Leave out the pictures and repeat the data exactly.

..........

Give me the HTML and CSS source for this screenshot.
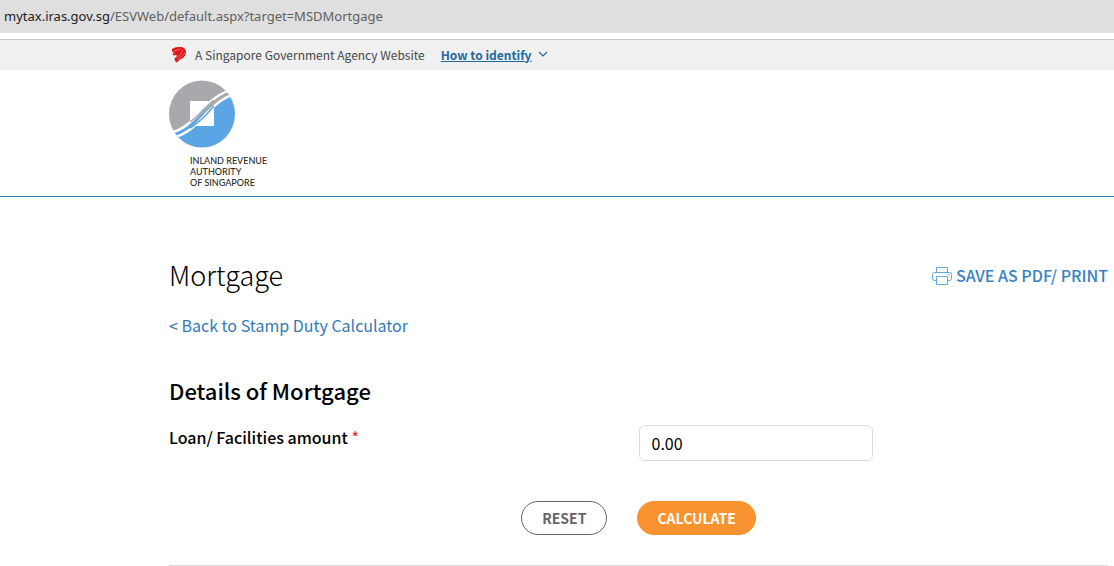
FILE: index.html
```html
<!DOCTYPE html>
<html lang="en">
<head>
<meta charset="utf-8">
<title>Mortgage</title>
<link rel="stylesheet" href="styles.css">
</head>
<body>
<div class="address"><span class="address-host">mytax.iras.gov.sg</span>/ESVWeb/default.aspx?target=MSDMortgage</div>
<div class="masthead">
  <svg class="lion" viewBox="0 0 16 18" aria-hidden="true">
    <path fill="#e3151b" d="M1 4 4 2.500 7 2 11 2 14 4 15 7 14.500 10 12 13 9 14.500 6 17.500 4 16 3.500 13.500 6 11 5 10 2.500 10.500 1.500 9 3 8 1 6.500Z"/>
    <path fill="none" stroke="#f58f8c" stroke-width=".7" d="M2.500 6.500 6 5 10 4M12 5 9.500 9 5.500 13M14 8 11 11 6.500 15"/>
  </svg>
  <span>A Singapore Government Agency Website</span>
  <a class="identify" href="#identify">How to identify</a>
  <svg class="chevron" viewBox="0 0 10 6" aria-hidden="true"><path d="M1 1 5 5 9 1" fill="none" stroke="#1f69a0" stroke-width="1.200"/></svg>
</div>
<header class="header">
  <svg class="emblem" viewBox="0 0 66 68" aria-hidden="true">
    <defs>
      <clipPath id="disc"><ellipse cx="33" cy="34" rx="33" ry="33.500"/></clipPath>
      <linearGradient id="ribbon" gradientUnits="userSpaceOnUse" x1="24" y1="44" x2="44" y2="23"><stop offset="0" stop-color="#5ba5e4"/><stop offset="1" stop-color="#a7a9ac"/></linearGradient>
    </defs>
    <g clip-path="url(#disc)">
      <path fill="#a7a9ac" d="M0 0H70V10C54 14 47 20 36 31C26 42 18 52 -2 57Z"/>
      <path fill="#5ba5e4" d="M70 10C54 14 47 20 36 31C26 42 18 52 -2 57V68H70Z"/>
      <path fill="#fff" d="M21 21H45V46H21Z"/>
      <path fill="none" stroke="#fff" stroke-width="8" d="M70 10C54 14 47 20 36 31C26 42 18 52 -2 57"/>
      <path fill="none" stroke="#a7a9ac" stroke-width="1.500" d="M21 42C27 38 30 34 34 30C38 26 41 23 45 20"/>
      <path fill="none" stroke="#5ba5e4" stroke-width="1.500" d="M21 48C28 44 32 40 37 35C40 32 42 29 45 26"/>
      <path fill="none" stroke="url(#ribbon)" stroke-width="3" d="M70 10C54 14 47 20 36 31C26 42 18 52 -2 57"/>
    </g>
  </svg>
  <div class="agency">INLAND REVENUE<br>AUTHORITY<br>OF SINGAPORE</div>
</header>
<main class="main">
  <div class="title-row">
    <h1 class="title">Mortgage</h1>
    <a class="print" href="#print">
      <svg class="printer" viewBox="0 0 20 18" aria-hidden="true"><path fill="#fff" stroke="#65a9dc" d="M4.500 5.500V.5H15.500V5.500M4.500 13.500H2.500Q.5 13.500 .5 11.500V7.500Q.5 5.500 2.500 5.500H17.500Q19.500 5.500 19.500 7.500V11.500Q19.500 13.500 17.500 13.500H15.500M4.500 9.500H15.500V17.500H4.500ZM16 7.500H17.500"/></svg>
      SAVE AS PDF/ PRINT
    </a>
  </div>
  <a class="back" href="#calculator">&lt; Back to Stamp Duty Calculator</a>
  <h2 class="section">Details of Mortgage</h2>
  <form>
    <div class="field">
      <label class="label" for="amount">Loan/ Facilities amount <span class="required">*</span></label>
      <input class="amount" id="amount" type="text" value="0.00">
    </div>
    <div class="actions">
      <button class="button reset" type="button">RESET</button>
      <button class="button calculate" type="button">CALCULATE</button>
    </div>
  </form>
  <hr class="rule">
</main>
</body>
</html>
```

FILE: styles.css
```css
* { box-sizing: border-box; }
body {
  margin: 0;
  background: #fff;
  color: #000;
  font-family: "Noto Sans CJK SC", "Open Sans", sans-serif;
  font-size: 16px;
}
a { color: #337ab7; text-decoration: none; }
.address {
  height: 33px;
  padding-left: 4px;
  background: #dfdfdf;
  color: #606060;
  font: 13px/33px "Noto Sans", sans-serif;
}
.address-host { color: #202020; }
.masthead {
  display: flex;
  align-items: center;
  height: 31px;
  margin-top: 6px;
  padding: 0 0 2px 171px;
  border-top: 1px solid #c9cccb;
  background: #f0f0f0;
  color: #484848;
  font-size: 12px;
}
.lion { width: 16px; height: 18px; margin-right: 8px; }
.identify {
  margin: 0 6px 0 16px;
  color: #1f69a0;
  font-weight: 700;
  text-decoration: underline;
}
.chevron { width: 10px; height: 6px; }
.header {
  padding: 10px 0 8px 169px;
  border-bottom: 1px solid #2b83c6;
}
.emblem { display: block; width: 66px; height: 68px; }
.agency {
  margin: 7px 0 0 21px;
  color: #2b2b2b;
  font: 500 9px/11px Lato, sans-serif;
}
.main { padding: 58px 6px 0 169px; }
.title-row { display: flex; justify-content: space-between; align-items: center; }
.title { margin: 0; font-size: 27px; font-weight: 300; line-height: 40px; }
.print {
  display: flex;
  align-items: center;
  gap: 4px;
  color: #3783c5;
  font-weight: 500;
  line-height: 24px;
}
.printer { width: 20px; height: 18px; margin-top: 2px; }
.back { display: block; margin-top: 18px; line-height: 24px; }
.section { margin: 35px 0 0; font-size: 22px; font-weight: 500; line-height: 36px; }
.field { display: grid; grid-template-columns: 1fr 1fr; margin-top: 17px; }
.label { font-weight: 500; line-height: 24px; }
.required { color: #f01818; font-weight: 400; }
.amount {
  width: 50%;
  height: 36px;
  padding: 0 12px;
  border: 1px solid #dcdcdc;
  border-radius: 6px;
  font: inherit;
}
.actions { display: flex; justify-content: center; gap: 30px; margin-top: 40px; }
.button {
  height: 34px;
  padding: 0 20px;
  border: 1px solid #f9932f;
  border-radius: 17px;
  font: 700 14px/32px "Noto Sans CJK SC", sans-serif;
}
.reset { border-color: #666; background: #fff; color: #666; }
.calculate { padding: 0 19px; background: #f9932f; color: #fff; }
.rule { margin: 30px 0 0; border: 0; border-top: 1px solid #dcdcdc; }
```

..........

| Output of the exercise |
Give me the HTML and CSS source for this screenshot.
FILE: index.html
```html
<!DOCTYPE html>
<html lang="en">
<head>
<meta charset="utf-8">
<title>Mortgage</title>
<link rel="stylesheet" href="styles.css">
</head>
<body>
<div class="address"><span class="address-host">mytax.iras.gov.sg</span>/ESVWeb/default.aspx?target=MSDMortgage</div>
<div class="masthead">
  <svg class="lion" viewBox="0 0 16 18" aria-hidden="true">
    <path fill="#e3151b" d="M1 4 4 2.500 7 2 11 2 14 4 15 7 14.500 10 12 13 9 14.500 6 17.500 4 16 3.500 13.500 6 11 5 10 2.500 10.500 1.500 9 3 8 1 6.500Z"/>
    <path fill="none" stroke="#f58f8c" stroke-width=".7" d="M2.500 6.500 6 5 10 4M12 5 9.500 9 5.500 13M14 8 11 11 6.500 15"/>
  </svg>
  <span>A Singapore Government Agency Website</span>
  <a class="identify" href="#identify">How to identify</a>
  <svg class="chevron" viewBox="0 0 10 6" aria-hidden="true"><path d="M1 1 5 5 9 1" fill="none" stroke="#1f69a0" stroke-width="1.200"/></svg>
</div>
<header class="header">
  <svg class="emblem" viewBox="0 0 66 68" aria-hidden="true">
    <defs>
      <clipPath id="disc"><ellipse cx="33" cy="34" rx="33" ry="33.500"/></clipPath>
      <linearGradient id="ribbon" gradientUnits="userSpaceOnUse" x1="24" y1="44" x2="44" y2="23"><stop offset="0" stop-color="#5ba5e4"/><stop offset="1" stop-color="#a7a9ac"/></linearGradient>
    </defs>
    <g clip-path="url(#disc)">
      <path fill="#a7a9ac" d="M0 0H70V10C54 14 47 20 36 31C26 42 18 52 -2 57Z"/>
      <path fill="#5ba5e4" d="M70 10C54 14 47 20 36 31C26 42 18 52 -2 57V68H70Z"/>
      <path fill="#fff" d="M21 21H45V46H21Z"/>
      <path fill="none" stroke="#fff" stroke-width="8" d="M70 10C54 14 47 20 36 31C26 42 18 52 -2 57"/>
      <path fill="none" stroke="#a7a9ac" stroke-width="1.500" d="M21 42C27 38 30 34 34 30C38 26 41 23 45 20"/>
      <path fill="none" stroke="#5ba5e4" stroke-width="1.500" d="M21 48C28 44 32 40 37 35C40 32 42 29 45 26"/>
      <path fill="none" stroke="url(#ribbon)" stroke-width="3" d="M70 10C54 14 47 20 36 31C26 42 18 52 -2 57"/>
    </g>
  </svg>
  <div class="agency">INLAND REVENUE<br>AUTHORITY<br>OF SINGAPORE</div>
</header>
<main class="main">
  <div class="title-row">
    <h1 class="title">Mortgage</h1>
    <a class="print" href="#print">
      <svg class="printer" viewBox="0 0 20 18" aria-hidden="true"><path fill="#fff" stroke="#65a9dc" d="M4.500 5.500V.5H15.500V5.500M4.500 13.500H2.500Q.5 13.500 .5 11.500V7.500Q.5 5.500 2.500 5.500H17.500Q19.500 5.500 19.500 7.500V11.500Q19.500 13.500 17.500 13.500H15.500M4.500 9.500H15.500V17.500H4.500ZM16 7.500H17.500"/></svg>
      SAVE AS PDF/ PRINT
    </a>
  </div>
  <a class="back" href="#calculator">&lt; Back to Stamp Duty Calculator</a>
  <h2 class="section">Details of Mortgage</h2>
  <form>
    <div class="field">
      <label class="label" for="amount">Loan/ Facilities amount <span class="required">*</span></label>
      <input class="amount" id="amount" type="text" value="0.00">
    </div>
    <div class="actions">
      <button class="button reset" type="button">RESET</button>
      <button class="button calculate" type="button">CALCULATE</button>
    </div>
  </form>
  <hr class="rule">
</main>
</body>
</html>
```

FILE: styles.css
```css
* { box-sizing: border-box; }
body {
  margin: 0;
  background: #fff;
  color: #000;
  font-family: "Noto Sans CJK SC", "Open Sans", sans-serif;
  font-size: 16px;
}
a { color: #337ab7; text-decoration: none; }
.address {
  height: 33px;
  padding-left: 4px;
  background: #dfdfdf;
  color: #606060;
  font: 13px/33px "Noto Sans", sans-serif;
}
.address-host { color: #202020; }
.masthead {
  display: flex;
  align-items: center;
  height: 31px;
  margin-top: 6px;
  padding: 0 0 2px 171px;
  border-top: 1px solid #c9cccb;
  background: #f0f0f0;
  color: #484848;
  font-size: 12px;
}
.lion { width: 16px; height: 18px; margin-right: 8px; }
.identify {
  margin: 0 6px 0 16px;
  color: #1f69a0;
  font-weight: 700;
  text-decoration: underline;
}
.chevron { width: 10px; height: 6px; }
.header {
  padding: 10px 0 8px 169px;
  border-bottom: 1px solid #2b83c6;
}
.emblem { display: block; width: 66px; height: 68px; }
.agency {
  margin: 7px 0 0 21px;
  color: #2b2b2b;
  font: 500 9px/11px Lato, sans-serif;
}
.main { padding: 58px 6px 0 169px; }
.title-row { display: flex; justify-content: space-between; align-items: center; }
.title { margin: 0; font-size: 27px; font-weight: 300; line-height: 40px; }
.print {
  display: flex;
  align-items: center;
  gap: 4px;
  color: #3783c5;
  font-weight: 500;
  line-height: 24px;
}
.printer { width: 20px; height: 18px; margin-top: 2px; }
.back { display: block; margin-top: 18px; line-height: 24px; }
.section { margin: 35px 0 0; font-size: 22px; font-weight: 500; line-height: 36px; }
.field { display: grid; grid-template-columns: 1fr 1fr; margin-top: 17px; }
.label { font-weight: 500; line-height: 24px; }
.required { color: #f01818; font-weight: 400; }
.amount {
  width: 50%;
  height: 36px;
  padding: 0 12px;
  border: 1px solid #dcdcdc;
  border-radius: 6px;
  font: inherit;
}
.actions { display: flex; justify-content: center; gap: 30px; margin-top: 40px; }
.button {
  height: 34px;
  padding: 0 20px;
  border: 1px solid #f9932f;
  border-radius: 17px;
  font: 700 14px/32px "Noto Sans CJK SC", sans-serif;
}
.reset { border-color: #666; background: #fff; color: #666; }
.calculate { padding: 0 19px; background: #f9932f; color: #fff; }
.rule { margin: 30px 0 0; border: 0; border-top: 1px solid #dcdcdc; }
```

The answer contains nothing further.